Featured Blog

Custom Vector Allocation

In my posts about 'rolling your own' vector class I talked about the general approach and some specific performance tweaks, but so far haven't talked about custom memory allocation. I'll come back now and look at the approach we took for this side things.

(Number 6 in a series of posts about Vectors and Vector based containers.)

A few posts back I talked about the idea of 'rolling your own' STL-style vector class, based my experiences with this at PathEngine.

In that original post and these two follow-ups I talked about the general approach and also some specific performance tweaks that actually helped in practice for our vector use cases.

I haven't talked about custom memory allocation yet, however.
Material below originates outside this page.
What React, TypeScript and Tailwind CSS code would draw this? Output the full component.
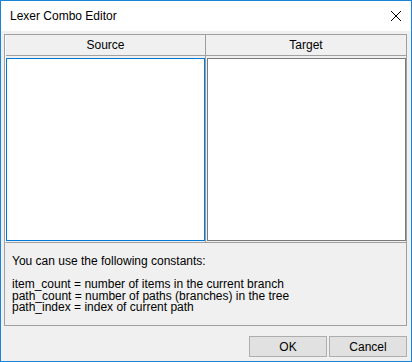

This is something that's been cited in a number of places as a key reason for switching away from std::vector so I'll come back now and look at the approach we took for this (which is pretty simple, but nonstandard, and also pre C++11), and assess some of the implications of using this kind of non-standard approach.

I approach this from the point of view of a custom vector implementation, but I'll be talking about some issues with memory customisation that also apply more generally.

Why custom allocation?

In many situations it's fine for vectors (and other containers) to just use the same default memory allocation method as the rest of your code, and this is definitely the simplest approach.

(The example vector code I posted previously used malloc() and free(), but works equally well with global operator new and delete.)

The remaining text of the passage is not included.